=== Set exercise ===
Scan the entries below and extract each line with the word "code" in it.

=== Front-end source files ===

- - - - -

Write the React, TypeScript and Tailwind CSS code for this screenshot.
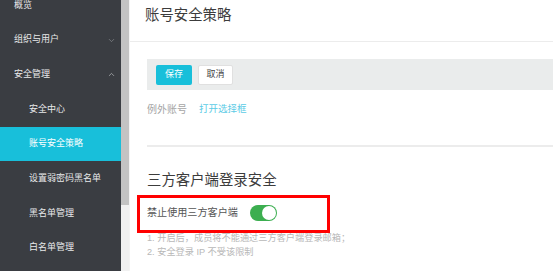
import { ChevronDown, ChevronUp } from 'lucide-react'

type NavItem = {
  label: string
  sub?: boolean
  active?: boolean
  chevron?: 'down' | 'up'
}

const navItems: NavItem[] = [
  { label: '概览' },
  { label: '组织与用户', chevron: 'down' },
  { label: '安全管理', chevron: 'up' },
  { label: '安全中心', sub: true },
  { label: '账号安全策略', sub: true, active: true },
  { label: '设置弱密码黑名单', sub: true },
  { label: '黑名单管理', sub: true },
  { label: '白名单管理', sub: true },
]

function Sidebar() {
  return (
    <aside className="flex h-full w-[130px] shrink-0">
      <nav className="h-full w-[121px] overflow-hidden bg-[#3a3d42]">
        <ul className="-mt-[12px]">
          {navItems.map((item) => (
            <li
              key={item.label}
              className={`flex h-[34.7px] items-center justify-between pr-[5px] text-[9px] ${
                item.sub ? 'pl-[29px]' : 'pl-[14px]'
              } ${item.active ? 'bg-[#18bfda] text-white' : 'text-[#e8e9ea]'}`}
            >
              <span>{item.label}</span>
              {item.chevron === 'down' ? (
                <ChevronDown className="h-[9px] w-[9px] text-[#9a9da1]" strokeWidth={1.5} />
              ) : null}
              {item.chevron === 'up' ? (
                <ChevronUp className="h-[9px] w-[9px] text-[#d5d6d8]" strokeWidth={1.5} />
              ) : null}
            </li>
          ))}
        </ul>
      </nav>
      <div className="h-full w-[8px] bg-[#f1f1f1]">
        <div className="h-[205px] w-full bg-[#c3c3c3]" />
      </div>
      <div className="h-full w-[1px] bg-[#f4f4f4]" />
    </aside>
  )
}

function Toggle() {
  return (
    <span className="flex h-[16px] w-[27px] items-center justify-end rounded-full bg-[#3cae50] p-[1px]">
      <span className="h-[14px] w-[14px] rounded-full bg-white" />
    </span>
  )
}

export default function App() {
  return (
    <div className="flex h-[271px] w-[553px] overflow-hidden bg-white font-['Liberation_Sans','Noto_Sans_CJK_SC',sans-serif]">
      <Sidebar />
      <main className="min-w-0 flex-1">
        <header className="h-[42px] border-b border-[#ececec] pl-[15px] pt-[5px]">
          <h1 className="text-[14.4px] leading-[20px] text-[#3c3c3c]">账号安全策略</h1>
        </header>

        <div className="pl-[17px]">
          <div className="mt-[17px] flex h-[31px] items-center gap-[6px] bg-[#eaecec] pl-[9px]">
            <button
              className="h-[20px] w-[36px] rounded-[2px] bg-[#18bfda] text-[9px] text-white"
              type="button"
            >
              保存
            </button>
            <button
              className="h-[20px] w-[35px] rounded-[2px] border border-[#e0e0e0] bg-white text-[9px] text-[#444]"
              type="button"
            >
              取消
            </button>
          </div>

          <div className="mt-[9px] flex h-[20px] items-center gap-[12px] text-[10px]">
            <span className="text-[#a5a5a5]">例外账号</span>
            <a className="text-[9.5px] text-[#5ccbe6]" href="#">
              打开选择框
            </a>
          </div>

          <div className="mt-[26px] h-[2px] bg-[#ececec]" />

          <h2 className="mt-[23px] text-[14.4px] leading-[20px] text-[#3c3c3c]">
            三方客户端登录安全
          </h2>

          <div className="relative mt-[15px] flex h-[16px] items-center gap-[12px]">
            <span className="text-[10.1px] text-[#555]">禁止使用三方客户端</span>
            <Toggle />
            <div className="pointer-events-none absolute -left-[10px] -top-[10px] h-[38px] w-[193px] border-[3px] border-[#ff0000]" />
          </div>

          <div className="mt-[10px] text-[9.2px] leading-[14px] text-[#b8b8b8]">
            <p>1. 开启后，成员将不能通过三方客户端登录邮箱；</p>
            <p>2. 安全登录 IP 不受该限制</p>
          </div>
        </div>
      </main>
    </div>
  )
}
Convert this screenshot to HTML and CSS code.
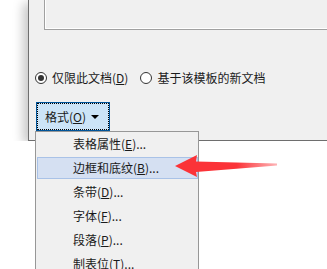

- - - - -

=== The answer ===
Write the React, TypeScript and Tailwind CSS code for this screenshot.
Convert this screenshot to HTML and CSS code.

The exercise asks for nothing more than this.